In my first week, Ward Robinson attended the BCO (British Council for Offices) Awards.  WR were nominated for two office renovations the Old Post Office and an Office Layout Prototype Floor Plate for HMRC (Her Majesty’s Revenue Service).

The Old Post Office won a BCO Award. The design successfully honoured the old whilst celebrated the new. The HMRC Floor Plate was an interesting layout utilising hot desking and varied innovated office spaces. I was luckily to be taken to see both in my time.

Old Post Office and the HMRC Floor Plate

What was the highlight of your time on Exchange?

This is such a difficult question to answer. One highlight was swimming in the North Sea – chilly to say the least! Another highlight was the site visit to Alnwick Castle and Gardens. As a passionate architecture and Harry Potter fan, you couldn’t ask for more.

The various projects done by Ward Robinson at the HMRC Buildings were great to see as well.

I was fortunate enough to attend Clerkenwell Design Week for a day. This is a brilliant initiative where suppliers and designers do pop up showrooms and exhibitions within an area in London and everyone gets out and about seeing this season’s hot pieces.

A couple of highlight buildings/places I toured to: Stonehenge, Bristol, Edinburgh, Glen Coe Mountains, Salisbury Cathedral and Dublin!

Clockwise from top left: Windswept at Loch Ness, TB Alnick Gardens and Pavilion, Stonehenge and Whiskey tasting in Dublin

Louise Roberts

Getting to know the people! From my first day in the office I was made to feel welcome by everyone at i2C and felt like part of the team very quickly. It was interesting for me coming from a smaller office here at Ward Robinson, to see how a larger office worked together with all the different personalities and skills across the teams. There was a friendly atmosphere about the place which allowed people to feel at home and to be themselves.

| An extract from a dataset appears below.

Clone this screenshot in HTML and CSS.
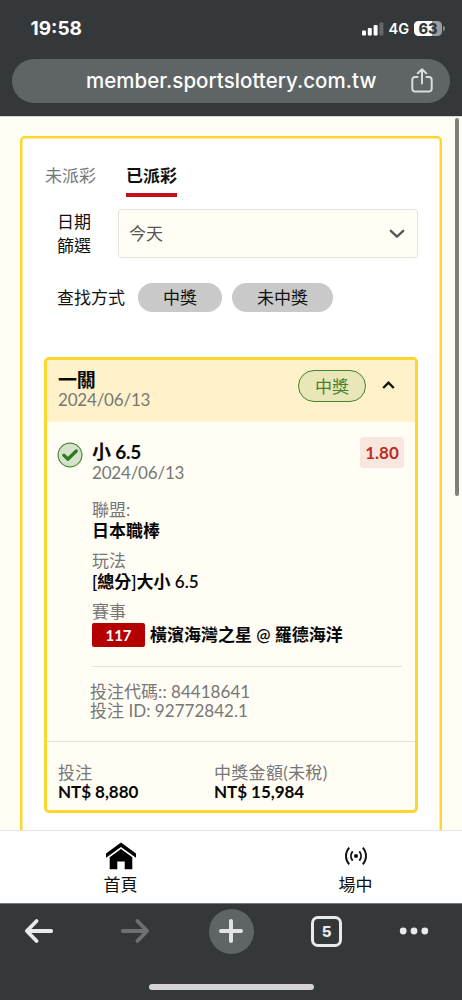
FILE: index.html
```html
<!DOCTYPE html>
<html lang="zh-Hant">
<head>
<meta charset="utf-8">
<meta name="viewport" content="width=device-width">
<title>投注紀錄</title>
<link rel="stylesheet" href="styles.css">
</head>
<body>
<div class="screen">
  <header class="browser-top">
    <div class="status">
      <span class="clock">19:58</span>
      <div class="indicators">
        <svg class="signal" width="22" height="14" viewBox="0 0 22 14"><rect x="0" y="8.5" width="4" height="5" rx="1" fill="#fff"/><rect x="5.8" y="6" width="4" height="7.5" rx="1" fill="#fff"/><rect x="11.6" y="3" width="4" height="10.5" rx="1" fill="#fff"/><rect x="17.4" y="0.5" width="4" height="13" rx="1" fill="#65696c"/></svg>
        <span class="network">4G</span>
        <div class="battery"><span class="battery-level">63</span><i class="battery-cap"></i></div>
      </div>
    </div>
    <div class="address">
      <span class="url">member.sportslottery.com.tw</span>
      <svg class="share" width="22" height="26" viewBox="0 0 22 26" fill="none" stroke="#d9dbdd" stroke-width="2" stroke-linecap="round" stroke-linejoin="round"><path d="M6.500 9H4a2.700 2.700 0 0 0-2.700 2.700v9.100A2.700 2.700 0 0 0 4 23.500h14a2.700 2.700 0 0 0 2.700-2.700v-9.100A2.700 2.700 0 0 0 18 9h-2.500M11 15.500V1.500M6.800 5.300L11 1.300l4.200 4"/></svg>
    </div>
  </header>

  <main class="page">
    <i class="scrollbar"></i>
    <section class="panel">
      <nav class="tabs"><span class="tab">未派彩</span><span class="tab tab-active">已派彩</span></nav>
      <div class="date-filter">
        <label class="date-label">日期<br>篩選</label>
        <div class="select"><span>今天</span><svg width="16" height="10" viewBox="0 0 16 10" fill="none" stroke="#555" stroke-width="2.3" stroke-linecap="round" stroke-linejoin="round"><path d="M1.8 1.8L8 7.600l6.200-5.800"/></svg></div>
      </div>
      <div class="search"><span class="search-label">查找方式</span><span class="pill pill-win">中獎</span><span class="pill pill-lose">未中獎</span></div>

      <article class="bet">
        <header class="bet-head">
          <div class="bet-title"><b>一關</b><span>2024/06/13</span></div>
          <span class="result">中獎</span>
          <svg class="collapse" width="13" height="10" viewBox="0 0 13 10" fill="none" stroke="#111" stroke-width="2.4"><path d="M1.200 8l5.300-5.300L11.800 8"/></svg>
        </header>
        <div class="pick">
          <svg class="check" width="26" height="26" viewBox="0 0 26 26"><circle cx="13" cy="13" r="11.9" fill="#d6e3cb" stroke="#4d8b3d" stroke-width="1.2"/><path d="M6.800 13.200l4 4L19.300 9" fill="none" stroke="#2f7a20" stroke-width="3.3" stroke-linecap="round" stroke-linejoin="round"/></svg>
          <div class="detail">
            <div class="selection">
              <div class="bet-title"><b>小 6.5</b><span>2024/06/13</span></div>
              <span class="odds">1.80</span>
            </div>
            <dl class="facts">
              <dt>聯盟:</dt><dd>日本職棒</dd>
              <dt>玩法</dt><dd>[總分]大小 6.5</dd>
              <dt>賽事</dt><dd class="match"><span class="match-no">117</span><span class="teams">橫濱海灣之星 @ 羅德海洋</span></dd>
            </dl>
            <div class="codes"><div>投注代碼:: 84418641</div><div>投注 ID: 92772842.1</div></div>
          </div>
        </div>
        <footer class="totals">
          <div class="total"><span>投注</span><b>NT$ 8,880</b></div>
          <div class="total"><span>中獎金額(未稅)</span><b>NT$ 15,984</b></div>
        </footer>
      </article>
    </section>
  </main>

  <nav class="site-nav">
    <a class="nav-item"><svg width="30" height="28" viewBox="0 0 30 28"><path d="M0 11.600L15 0.400l15 11.200v4.200L15 4.900 0 15.800z"/><path d="M3.700 15.200L15 6.900l11.300 8.300v12h-7.600v-7.800h-7.400v7.800H3.700z"/></svg><span>首頁</span></a>
    <a class="nav-item"><svg width="24" height="28" viewBox="0 0 24 28" fill="none" stroke="#111" stroke-width="1.9"><circle cx="12" cy="14" r="2" fill="#111" stroke="none"/><path d="M5.200 5.600a12.600 12.600 0 0 0 0 16.800M18.800 5.600a12.600 12.600 0 0 1 0 16.800M8.700 9.400a7 7 0 0 0 0 9.200M15.300 9.400a7 7 0 0 1 0 9.200"/></svg><span>場中</span></a>
  </nav>

  <footer class="browser-bottom">
    <div class="tools">
      <svg width="30" height="26" viewBox="0 0 30 26" fill="none" stroke="#e8eaed" stroke-width="3.8" stroke-linecap="round" stroke-linejoin="round"><path d="M27.200 13H3M12.600 3L2.800 13l9.800 10"/></svg>
      <svg class="forward" width="30" height="26" viewBox="0 0 30 26" fill="none" stroke="#6f7072" stroke-width="3.8" stroke-linecap="round" stroke-linejoin="round"><path d="M2.800 13H27M17.400 3l9.800 10-9.800 10"/></svg>
      <span class="new-tab"><svg width="26" height="26" viewBox="0 0 26 26" fill="none" stroke="#e1e3e6" stroke-width="4" stroke-linecap="round"><path d="M3 13h20M13 3v20"/></svg></span>
      <span class="tab-count">5</span>
      <svg width="30" height="26" viewBox="0 0 30 26" fill="#e8eaed"><circle cx="4.200" cy="13" r="3.400"/><circle cx="15" cy="13" r="3.400"/><circle cx="25.800" cy="13" r="3.400"/></svg>
    </div>
    <i class="home-bar"></i>
  </footer>
</div>
</body>
</html>
```

FILE: styles.css
```css
* { box-sizing: border-box; }
body { margin: 0; }
b { font-weight: 700; }
.screen {
  width: 462px; height: 1000px; overflow: hidden;
  display: flex; flex-direction: column;
  font: 17px/20px Lato, "Noto Sans CJK TC", sans-serif;
  color: #111; white-space: nowrap; background: #fff;
}
.browser-top { height: 116px; background: #34383b; flex: none; color: #fff; font-family: Inter, sans-serif; }
.status { height: 59px; padding: 0 20px 2px 30.5px; display: flex; align-items: center; justify-content: space-between; }
.clock { font-size: 19px; font-weight: 700; }
.indicators { display: flex; align-items: center; }
.network { font-size: 14.5px; font-weight: 600; margin: 0 5px 0 4px; }
.battery { width: 28px; height: 15px; border-radius: 4.5px; position: relative; background: linear-gradient(90deg, #fff 65%, #9a9c9d 65%); color: #34383b; text-align: center; }
.battery-level { display: block; font-size: 14.5px; line-height: 15px; font-weight: 800; }
.battery-cap { position: absolute; right: -3px; top: 5px; width: 2px; height: 5px; border-radius: 0 2px 2px 0; background: #85888a; }
.address { width: 438px; height: 44px; margin-left: 12px; border-radius: 22px; background: #5f6467; display: flex; align-items: center; justify-content: space-between; padding: 0 17px 0 74px; }
.url { font-size: 20.5px; font-weight: 500; letter-spacing: 0.04px; }

.page { flex: none; height: 714px; background: #fffdf4; padding: 19px 20px 0; overflow: hidden; position: relative; border-top: 1px solid #d6d5cf; }
.scrollbar { position: absolute; right: 3px; top: 1px; width: 4px; height: 378px; border-radius: 2px; background: #807f7b; }
.panel { height: 740px; background: #fff; border: 2px solid #ffd62e; border-radius: 5px; padding: 26px 22px; box-shadow: inset 0 0 0 0.5px #ffd62e; }
.tabs { display: flex; gap: 30px; height: 45px; padding-left: 1px; }
.tab { height: 33px; line-height: 24px; color: #777; }
.tab-active { color: #111; font-weight: 600; border-bottom: 4px solid #c20f18; }
.date-filter { display: flex; align-items: center; height: 49px; padding-left: 13px; }
.date-label { width: 61px; line-height: 24px; }
.select { width: 300px; height: 49px; border: 1px solid #e5e2da; border-radius: 4px; background: #fffdf4; display: flex; align-items: center; justify-content: space-between; padding: 0 12px 0 10px; color: #555; }
.search { margin-top: 25px; padding-left: 13px; display: flex; align-items: center; height: 29px; }
.search-label { width: 81px; }
.pill { height: 29px; line-height: 29px; border-radius: 15px; background: #c9c9c9; text-align: center; }
.pill-win { width: 84px; margin-right: 10px; }
.pill-lose { width: 101px; }

.bet { margin-top: 45px; width: 374px; height: 456px; border: 3px solid #ffd62e; border-radius: 5px; background: #fffdf4; overflow: hidden; }
.bet-head { height: 62px; background: #fff1ca; display: flex; align-items: flex-start; padding: 9px 20px 0 11px; }
.bet-title { display: flex; flex-direction: column; flex: 1; color: #777; letter-spacing: -0.2px; }
.bet-title b { font-size: 19px; line-height: 21px; color: #080808; }
.result { width: 68px; height: 32px; margin-top: 1px; border: 1px solid #438332; border-radius: 16px; background: #e9e6b8; color: #438332; text-align: center; line-height: 32px; }
.collapse { margin: 11px 0 0 16px; }
.pick { display: flex; padding: 20px 12px 0 10px; height: 319px; }
.check { margin-right: 9px; flex: none; }
.detail { flex: 1; }
.selection { display: flex; align-items: flex-start; height: 41px; margin-right: -1px; }
.selection .bet-title b { margin-top: -1px; line-height: 22px; }
.odds { width: 44px; height: 31px; margin-top: -5px; border-radius: 4px; background: #f8e6df; color: #bb2d20; font-weight: 700; font-size: 17px; line-height: 32px; text-align: center; }
.facts { margin: 16px 1px 0 0; height: 168px; border-bottom: 1px solid #e5e2da; }
.facts dt { color: #777; line-height: 21px; }
.facts dd { margin: 0 0 9px; line-height: 21px; color: #080808; font-weight: 600; }
.facts .match { display: flex; align-items: center; height: 25px; }
.match-no { width: 53px; height: 24px; border-radius: 2px; background: #b40000; color: #fff; text-align: center; font-size: 15px; font-weight: 700; line-height: 24px; margin-right: 5px; }
.codes { margin: 15px 0 0 -2px; color: #777; line-height: 19px; letter-spacing: 0.03px; }
.totals { display: flex; height: 69px; border-top: 1px solid #e5e2da; padding: 21px 0 0 11px; }
.total { width: 156px; display: flex; flex-direction: column; line-height: 19px; color: #777; letter-spacing: 0.3px; }
.total b { color: #080808; letter-spacing: -0.05px; }

.site-nav { flex: none; height: 73px; border-top: 1px solid #e4e4e4; background: #fff; display: flex; padding-left: 3px; }
.nav-item { width: 235px; display: flex; flex-direction: column; align-items: center; padding-top: 11px; gap: 4px; flex: none; }
.nav-item span { line-height: 22px; }
.browser-bottom { height: 97px; flex: none; background: #34383b; display: flex; flex-direction: column; align-items: center; border-top: 1px solid #777a7b; }
.tools { width: 462px; padding: 0 33px 0 24px; height: 54px; display: flex; align-items: center; justify-content: space-between; }
.forward { margin-left: 8px; }
.new-tab { width: 45px; height: 45px; margin: 0 -1px 0 1px; border-radius: 50%; background: #5f6467; display: grid; place-items: center; }
.tab-count { width: 31px; height: 31px; margin: 0 -1px 0 1px; border: 3px solid #e8eaed; border-radius: 7px; display: grid; place-items: center; color: #e8eaed; font: 800 15px/15px Inter, sans-serif; }
.home-bar { width: 165px; height: 6px; border-radius: 3px; background: #d5d3d4; margin-top: 26px; }
```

What projects did you work on while you were there on exchange?

I mainly worked on a number of interior schemes mainly for shopping centres including Croydon Central, Maroubra, Winmalee, Burnee Plaza and Mernda Junction.

What caught your eye from an Interiors perspective while you were there? Is there an interior/ design or architecture/ building that you saw in Newcastle that stood out to you? Why?

Myself and Fran (the Ryder Liverpool exchange) visited Tasmania one weekend, and spent the afternoon at the famous MONA, the Museum of Old and New Art. This building was incredible! It is carved out of the sandstone headland, and goes three storeys deep into the earth, creating a dramatic labyrinth-like cavity below. Highly recommend!

Modern industrial interior design seemed to be popular in Australia, and many restaurants/bars/cafes had a raw, edgy feel. Exposed ceilings and brick walls, the use of concrete, suspended planting/lighting, graffiti art, and quirky neon lighting.  One good example of this style was the Whitehart bar in the CBD which I visited a few times over my stay. The Whitehart is a two-storey shipping container bar built on an empty car park, and used large palm trees, industrial lighting and an eclectic mix of artwork to create a really great atmosphere.

Amarna Sunset Sequence at Mona, Tas; NAB Building Melbourne Docklands

What was the highlight of your time on Exchange?

There were so many great points so this one is hard to answer. A few of us from the Melbourne office went down to Wilsons prom for some camping/hiking. When we first arrived on the Friday night it was pitch black, but we took a walk down to the beach and the stars were like nothing I have ever seen!

I also had an amazing time after my work with i2C, hiring a campervan and touring the east coast. I think my highlight was probably hiking to the top of a viewpoint on one of the deserted Whitsunday islands and taking in the absolutely breathtaking view!